|That’s Philomena, my mom, 90!|
According to an Associated Press report, nearly 2 million people are now are 90 or over, nearly triple their numbers of just three decades ago. Count my mom in there.
- the share of people 90-94 who report having some kind of impairment such as inability to do errands, visit a doctor’s office, climb stairs or bathe is 13 percentage points higher than those 85-89 — 82 percent versus 69 percent.
- Among those 95 and older, the disability rate climbs to 91 percent.
- Census figures show that smaller states had the highest shares of their older Americans who were at least 90. North Dakota led the list, with about 7 percent of its 65-plus population over 90. It was followed by Connecticut, Iowa and South Dakota. In absolute numbers, California, Florida and Texas led the nation in the 90-plus population, each with more than 130,000.
- Among the 90-plus population, women outnumber men by a ratio of nearly 3 to 1.

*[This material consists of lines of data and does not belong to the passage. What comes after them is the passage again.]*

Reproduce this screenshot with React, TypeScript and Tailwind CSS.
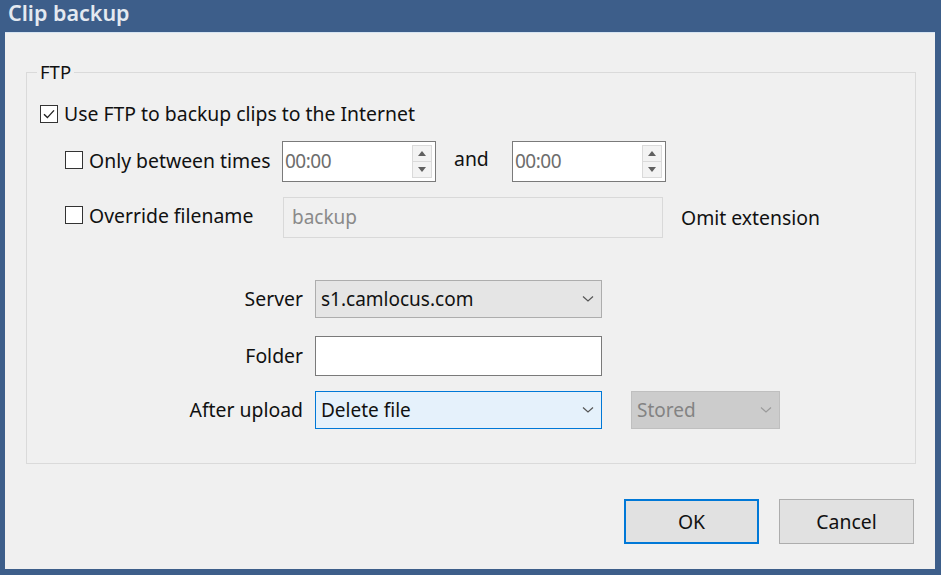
import React from "react";

const font = { fontFamily: '"Noto Sans", "Open Sans", Arial, sans-serif' };

function Check({ checked }: { checked?: boolean }) {
  return (
    <span className="w-[18px] h-[18px] border border-[#333] bg-white flex items-center justify-center shrink-0">
      {checked && (
        <svg width="14" height="14" viewBox="0 0 14 14">
          <path d="M2 7.2 L5.4 10.6 L12 3.4" fill="none" stroke="#222" strokeWidth="1.4" />
        </svg>
      )}
    </span>
  );
}

function Chevron({ color = "#555" }: { color?: string }) {
  return (
    <svg width="12" height="8" viewBox="0 0 12 8">
      <path d="M1 1.5 L6 6 L11 1.5" fill="none" stroke={color} strokeWidth="1.2" />
    </svg>
  );
}

function Spin({ value }: { value: string }) {
  return (
    <div className="w-[154px] h-[41px] border border-[#7a7a7a] bg-white flex items-center justify-between pl-[2px] pr-[3px]">
      <span className="text-[19px] text-[#6d6d6d] tracking-[-0.5px]">{value}</span>
      <div className="flex flex-col w-[20px] h-[33px]">
        <div className="flex-1 border border-[#dadada] bg-[#f3f3f3] flex items-center justify-center">
          <svg width="8" height="5" viewBox="0 0 8 5"><path d="M0 5 L4 0 L8 5Z" fill="#606060" /></svg>
        </div>
        <div className="flex-1 border border-t-0 border-[#dadada] bg-[#f3f3f3] flex items-center justify-center">
          <svg width="8" height="5" viewBox="0 0 8 5"><path d="M0 0 L4 5 L8 0Z" fill="#606060" /></svg>
        </div>
      </div>
    </div>
  );
}

export default function App() {
  return (
    <div className="w-[941px] h-[575px] bg-[#3d5e8a] flex flex-col text-[#111]" style={font}>
      <div className="h-[32px] pl-[8px] flex items-center text-[21.5px] text-[#e4e9f0] font-semibold leading-none pb-[6px]">
        Clip backup
      </div>
      <div className="ml-[5px] mr-[6px] mb-[6px] flex-1 bg-[#f0f0f0] border-t border-[#d6e4f2] flex flex-col pl-[21px] pr-[21px] pt-[39px]">
        <div className="relative w-[890px] border border-[#dadada] pl-[13px] pt-[30px] pb-[34px] text-[19.4px]">
          <span className="absolute left-[10px] top-[-13px] bg-[#f0f0f0] px-[3px] leading-[24px] text-[18.5px]">FTP</span>

          <div className="h-[21px] flex items-center gap-[6px]">
            <Check checked />
            <span>Use FTP to backup clips to the Internet</span>
          </div>

          <div className="mt-[17px] h-[41px] flex items-center pl-[25px]">
            <div className="w-[217px] flex items-center gap-[6px] pb-[2px]">
              <Check />
              <span>Only between times</span>
            </div>
            <Spin value="00:00" />
            <span className="ml-[18px] w-[58px] pb-[6px]">and</span>
            <Spin value="00:00" />
          </div>

          <div className="mt-[15px] h-[41px] flex items-center pl-[25px]">
            <div className="w-[218px] flex items-center gap-[6px] pb-[4px]">
              <Check />
              <span>Override filename</span>
            </div>
            <div className="w-[380px] h-[41px] border border-[#d9d9d9] bg-[#f0f0f0] flex items-center pl-[8px] text-[#8a8a8a] text-[19px]">
              backup
            </div>
            <span className="ml-[18px]">Omit extension</span>
          </div>

          <div className="mt-[42px] h-[38px] flex items-center">
            <span className="w-[263px] text-right">Server</span>
            <div className="ml-[12px] w-[287px] h-[38px] border border-[#adadad] bg-[#e5e5e5] flex items-center justify-between pl-[5px] pr-[7px] text-[19px]">
              <span>s1.camlocus.com</span>
              <Chevron />
            </div>
          </div>

          <div className="mt-[18px] h-[40px] flex items-center">
            <span className="w-[263px] text-right">Folder</span>
            <div className="ml-[12px] w-[287px] h-[40px] border border-[#7a7a7a] bg-white" />
          </div>

          <div className="mt-[15px] h-[38px] flex items-center">
            <span className="w-[263px] text-right">After upload</span>
            <div className="ml-[12px] w-[287px] h-[38px] border border-[#0078d7] bg-[#e5f1fb] flex items-center justify-between pl-[5px] pr-[7px] text-[19px]">
              <span>Delete file</span>
              <Chevron />
            </div>
            <div className="ml-[29px] w-[149px] h-[38px] border border-[#bfbfbf] bg-[#cccccc] flex items-center justify-between pl-[5px] pr-[7px] text-[19px] text-[#838383]">
              <span>Stored</span>
              <Chevron color="#9a9a9a" />
            </div>
          </div>
        </div>

        <div className="mt-[35px] flex justify-end gap-[20px] text-[19.4px]">
          <button className="w-[135px] h-[45px] border-2 border-[#0078d7] bg-[#e1e1e1]">OK</button>
          <button className="w-[135px] h-[45px] border border-[#adadad] bg-[#e1e1e1]">Cancel</button>
        </div>
      </div>
    </div>
  );
}
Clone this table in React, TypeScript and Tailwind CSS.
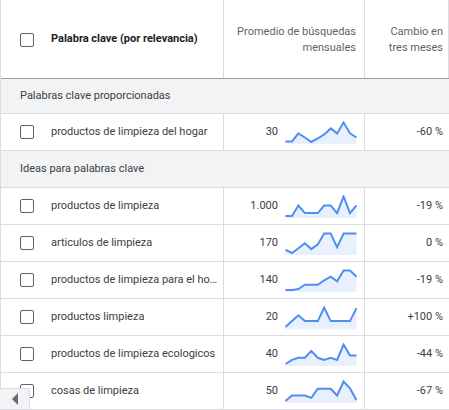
type Row = {
  keyword: string;
  avg: string;
  change: string;
  trend: number[];
};

const provided: Row[] = [
  {
    keyword: 'productos de limpieza del hogar',
    avg: '30',
    change: '-60 %',
    trend: [0.03, 0.03, 0.44, 0.23, 0, 0.18, 0.39, 0.7, 0.44, 1, 0.44, 0.23],
  },
];

const ideas: Row[] = [
  {
    keyword: 'productos de limpieza',
    avg: '1.000',
    change: '-19 %',
    trend: [0, 0, 0.54, 0.15, 0.15, 0.15, 0.54, 0.54, 0.15, 1, 0.15, 0.54],
  },
  {
    keyword: 'articulos de limpieza',
    avg: '170',
    change: '0 %',
    trend: [0.16, 0, 0.24, 0.5, 0.2, 0.44, 1, 1, 0.3, 1, 1, 1],
  },
  {
    keyword: 'productos de limpieza para el hogar',
    avg: '140',
    change: '-19 %',
    trend: [0, 0, 0.05, 0.27, 0.27, 0.27, 0.5, 0.68, 0.45, 1, 1, 0.68],
  },
  {
    keyword: 'productos limpieza',
    avg: '20',
    change: '+100 %',
    trend: [0, 0.3, 0.6, 0.3, 0.3, 0.3, 1, 0.3, 0.3, 0.3, 0.3, 0.97],
  },
  {
    keyword: 'productos de limpieza ecologicos',
    avg: '40',
    change: '-44 %',
    trend: [0, 0.21, 0.32, 0.32, 0.67, 0.32, 0.21, 0.32, 0.21, 1, 0.44, 0.44],
  },
  {
    keyword: 'cosas de limpieza',
    avg: '50',
    change: '-67 %',
    trend: [0, 0.28, 0.28, 0.28, 0.16, 0.63, 0.63, 0.63, 0.28, 1, 0.65, 0.04],
  },
];

function Sparkline({ values }: { values: number[] }) {
  const w = 72;
  const h = 23;
  const pts = values.map((v, i) => {
    const x = 0.5 + (i * (w - 1)) / (values.length - 1);
    const y = 1.5 + (1 - v) * 19.5;
    return `${x.toFixed(1)},${y.toFixed(1)}`;
  });
  const area = `0.5,${h} ${pts.join(' ')} ${w - 0.5},${h}`;
  return (
    <svg width={w} height={h} viewBox={`0 0 ${w} ${h}`} className="shrink-0">
      <polygon points={area} fill="#e8f0fe" />
      <polyline
        points={pts.join(' ')}
        fill="none"
        stroke="#4f8ef0"
        strokeWidth="2"
        strokeLinejoin="miter"
      />
    </svg>
  );
}

function Checkbox() {
  return <div className="h-[14px] w-[14px] shrink-0 rounded-[2px] border-[1.5px] border-[#5f6368] bg-white" />;
}

function DataRow({ row }: { row: Row }) {
  return (
    <div className="flex h-[37px] border-b border-[#dadce0]">
      <div className="flex w-[223px] shrink-0 items-center border-r border-[#dadce0] pr-[1px]">
        <div className="ml-[19px] mr-[17px]">
          <Checkbox />
        </div>
        <span className="truncate">{row.keyword}</span>
      </div>
      <div className="flex w-[141px] shrink-0 items-center justify-end border-r border-[#dadce0] pr-[7px]">
        <span className="mr-[7px]">{row.avg}</span>
        <Sparkline values={row.trend} />
      </div>
      <div className="flex flex-1 items-center justify-end pr-[6px]">{row.change}</div>
    </div>
  );
}

function SectionRow({ label }: { label: string }) {
  return (
    <div className="flex h-[37px] items-center border-b border-[#dadce0] bg-[#f1f3f4] pl-[19px]">
      {label}
    </div>
  );
}

export default function App() {
  return (
    <div className="relative h-[410px] w-[449px] overflow-hidden bg-white font-['Roboto',sans-serif] text-[11px] text-[#3c4043]">
      <div className="border-l border-[#dadce0]">
        <div className="flex h-[79px] border-b border-[#9aa0a6]">
          <div className="flex w-[223px] shrink-0 items-center border-r border-[#dadce0] pt-[1px]">
            <div className="ml-[19px] mr-[17px]">
              <Checkbox />
            </div>
            <span className="font-bold text-[#202124]">Palabra clave (por relevancia)</span>
          </div>
          <div className="flex w-[141px] shrink-0 items-center justify-end border-r border-[#dadce0] pr-[8px] pt-[2px] text-right leading-[16px] text-[#5f6368]">
            Promedio de búsquedas
            <br />
            mensuales
          </div>
          <div className="flex flex-1 items-center justify-end border-r border-[#dadce0] pr-[5px] pt-[2px] text-right leading-[16px] text-[#5f6368]">
            Cambio en
            <br />
            tres meses
          </div>
        </div>
        <div className="flex h-[35px] items-center border-b border-[#dadce0] bg-[#f1f3f4] pl-[19px]">
          Palabras clave proporcionadas
        </div>
        {provided.map((r) => (
          <DataRow key={r.keyword} row={r} />
        ))}
        <SectionRow label="Ideas para palabras clave" />
        {ideas.map((r) => (
          <DataRow key={r.keyword} row={r} />
        ))}
      </div>
      <div className="absolute bottom-0 left-0 flex h-[22px] w-[30px] items-center justify-center rounded-tr-[2px] border border-l-0 border-[#dadce0] bg-[#f1f3f4]">
        <div className="h-0 w-0 border-y-[6px] border-r-[6px] border-y-transparent border-r-[#5f6b7a]" />
      </div>
    </div>
  );
}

- Non-Hispanic whites made up the vast majority of the 90-plus population, at 88.1 percent. That’s compared to 7.6 percent who were black, 4 percent Hispanic and 2.2 percent Asian.

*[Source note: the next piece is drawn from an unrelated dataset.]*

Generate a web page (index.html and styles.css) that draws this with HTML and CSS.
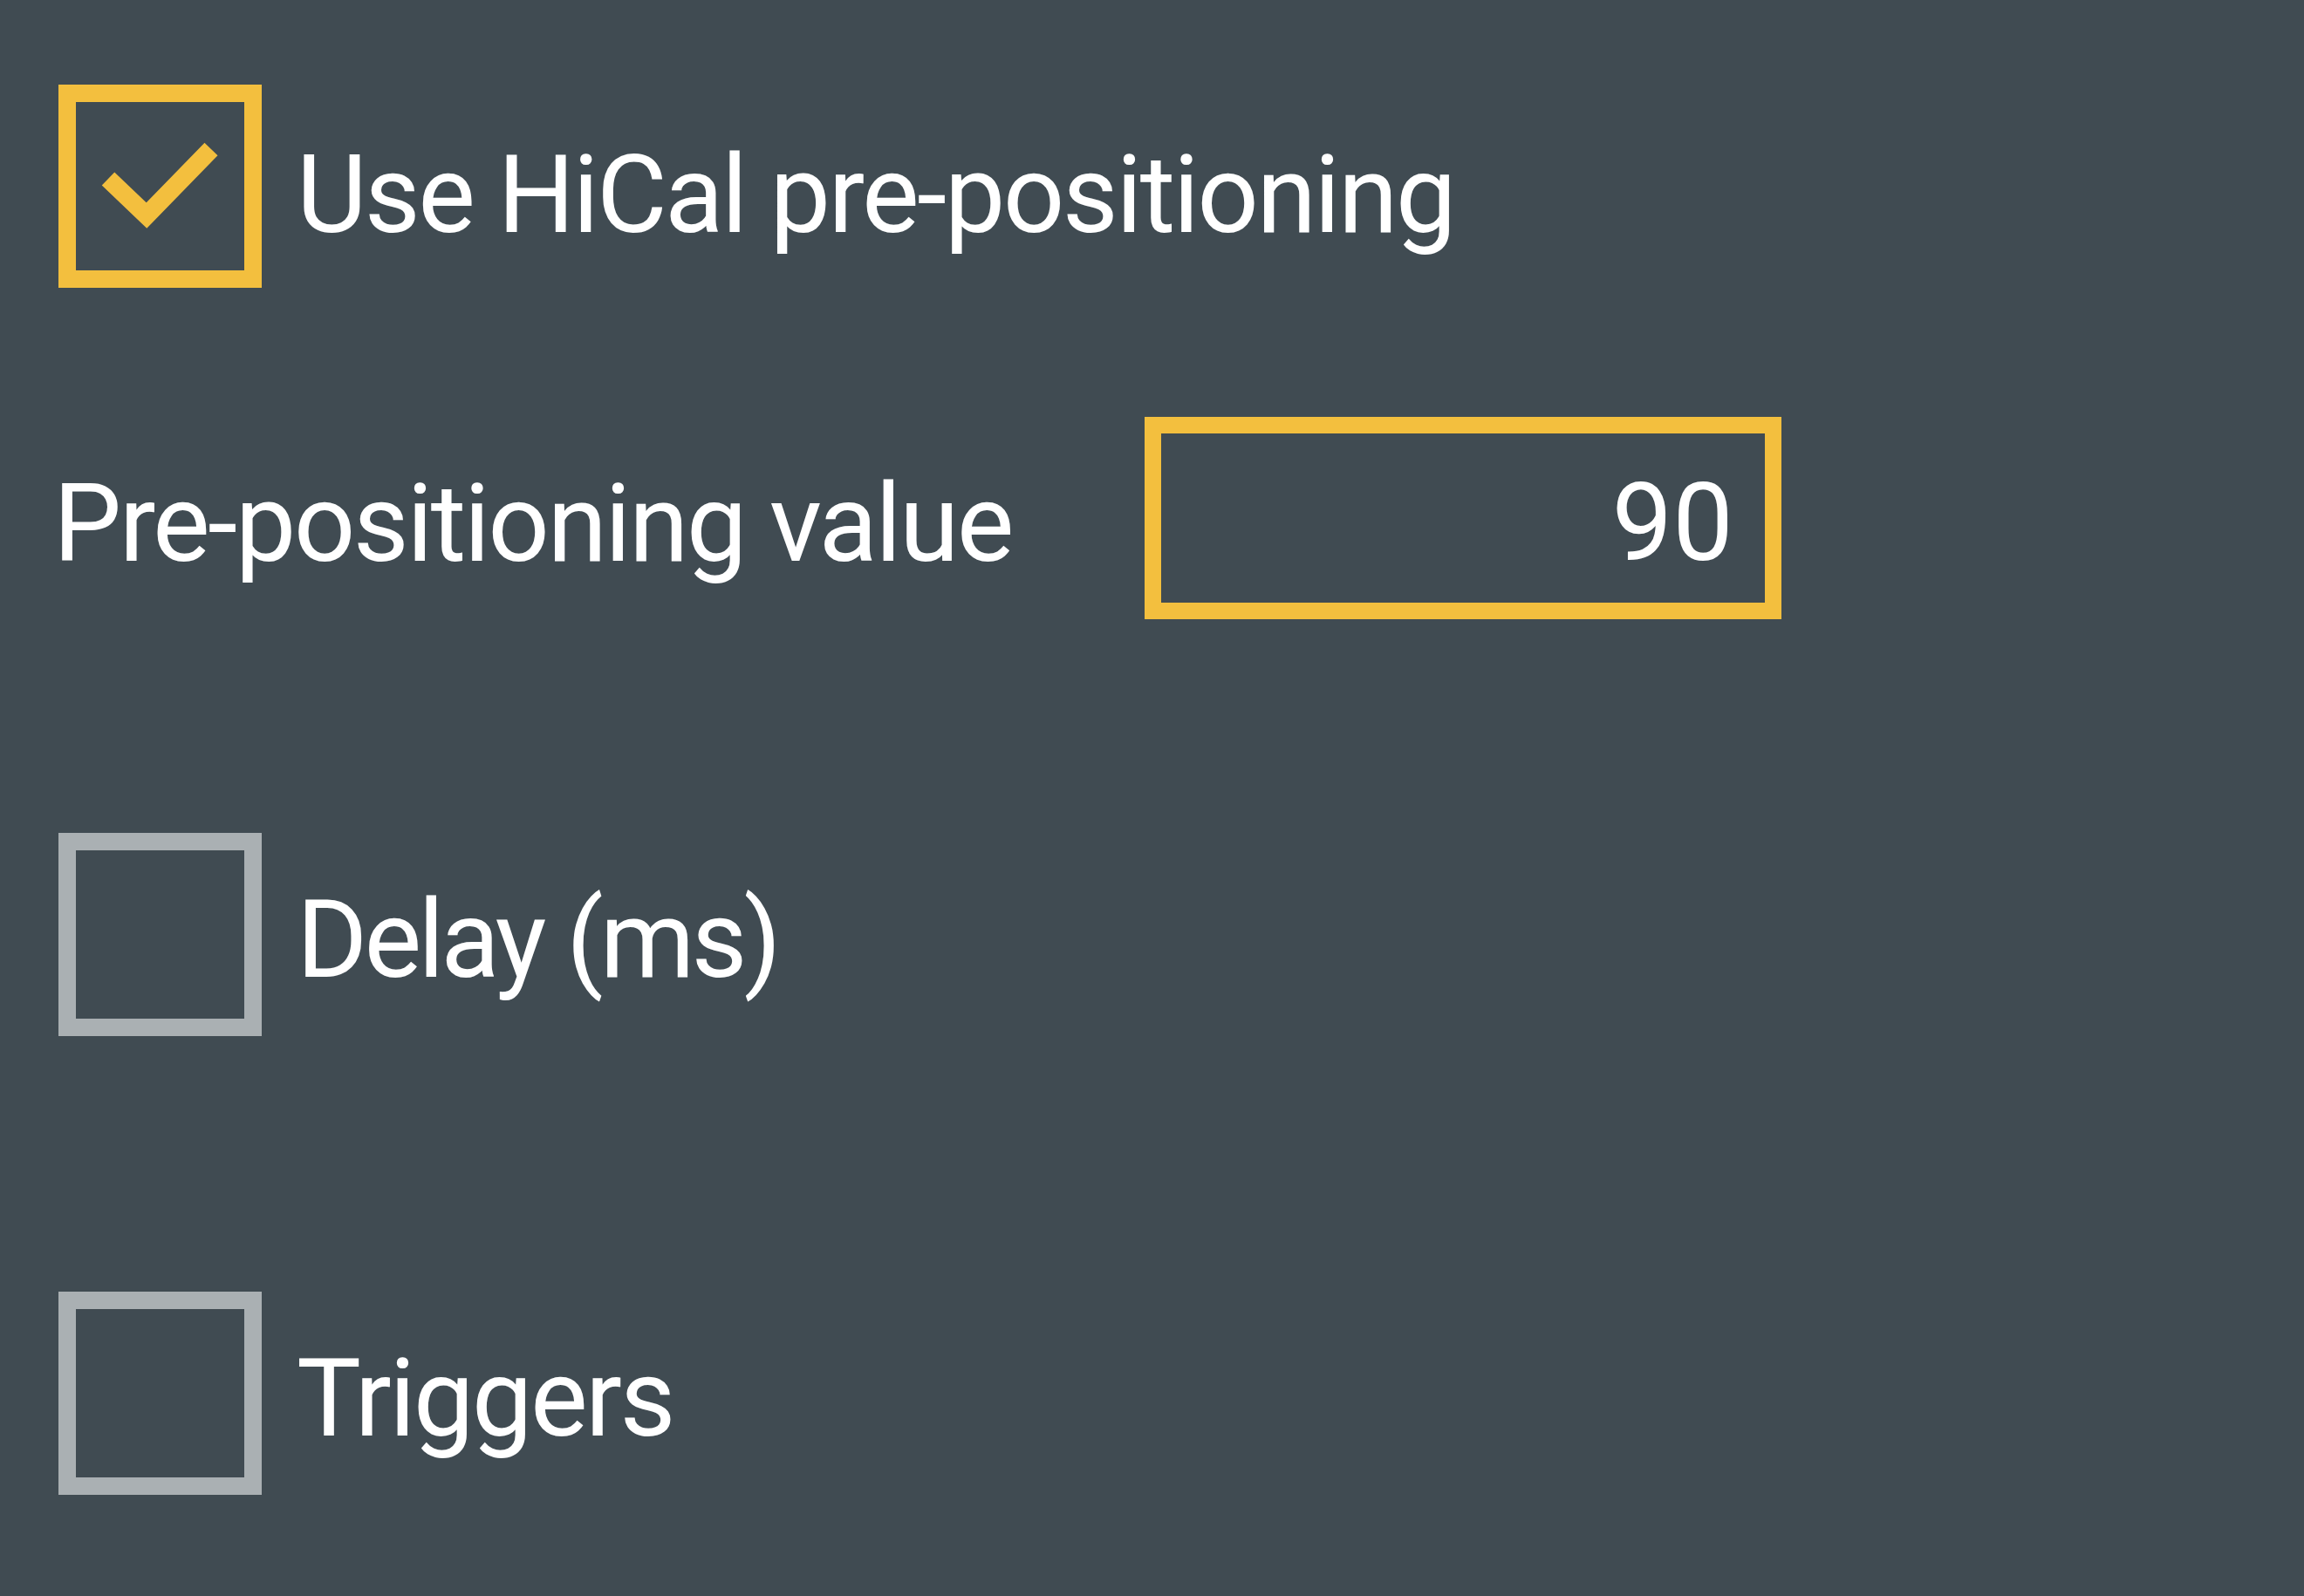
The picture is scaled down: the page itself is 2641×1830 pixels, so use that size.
FILE: index.html
```html
<!DOCTYPE html>
<html lang="en">
<head>
<meta charset="utf-8">
<title>Pre-positioning</title>
<link rel="stylesheet" href="styles.css">
</head>
<body>
<div class="panel">
  <div class="row row-first">
    <div class="box checked">
      <svg class="tick" viewBox="0 0 193 193" width="193" height="193" aria-hidden="true">
        <polyline points="37,88 81,130 155,54" fill="none" stroke="#f3bf3e" stroke-width="21" stroke-linecap="butt" stroke-linejoin="miter"/>
      </svg>
    </div>
    <span class="label label-first">Use HiCal pre-positioning</span>
  </div>
  <div class="row row-value">
    <span class="value-label">Pre-positioning value</span>
    <div class="input"><span class="input-text">90</span></div>
  </div>
  <div class="row row-delay">
    <div class="box"></div>
    <span class="label label-delay">Delay (ms)</span>
  </div>
  <div class="row row-triggers">
    <div class="box"></div>
    <span class="label">Triggers</span>
  </div>
</div>
</body>
</html>
```

FILE: styles.css
```css
html, body {
  margin: 0;
  padding: 0;
  background: #404b52;
  width: 2641px;
  height: 1830px;
  overflow: hidden;
}

.panel {
  display: flex;
  flex-direction: column;
  padding: 97px 0 0 67px;
  font-family: Roboto, "Noto Sans", sans-serif;
  font-size: 124px;
  letter-spacing: -2.6px;
  font-variant-ligatures: none;
  color: #ffffff;
}

.row {
  display: flex;
  align-items: center;
}

.row-value { margin-top: 148px; height: 232px; }
.row-delay { margin-top: 245px; }
.row-triggers { margin-top: 293px; }

.box {
  width: 233px;
  height: 233px;
  box-sizing: border-box;
  border: 20px solid #aab0b3;
  flex: 0 0 auto;
  display: flex;
}

.box.checked { border-color: #f3bf3e; }

.tick { display: block; }

.label {
  margin-left: 40px;
  padding-top: 12px;
  white-space: nowrap;
}

.label-first { padding-top: 20px; }
.label-delay { letter-spacing: -4px; }

.value-label {
  flex: 0 0 1251px;
  margin-left: -6px;
  padding-top: 12px;
  white-space: nowrap;
}

.input {
  width: 730px;
  height: 232px;
  box-sizing: border-box;
  border: 19px solid #f3bf3e;
  display: flex;
  align-items: center;
  justify-content: flex-end;
  padding-right: 36px;
}

.input-text { padding-top: 10px; letter-spacing: 0; }
```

- Most people who were 90 or older lived in households alone, about 37.3 percent.
- Some 37.1 percent lived in households with family or others, while about 23 percent stayed in nursing homes.
- About 3 percent lived in assisted living or other informal care facilities.
- Those who were 90 or older had median income of $14,760, about half of it from Social Security.
- About 14.5 percent of the age group lived in poverty, compared to 9.6 percent for Americans who are 65-89.
What struck me most was the amount of 90+ living alone. We need to keep an eye on these folks. Programs like Lotsa Helping Hands can help.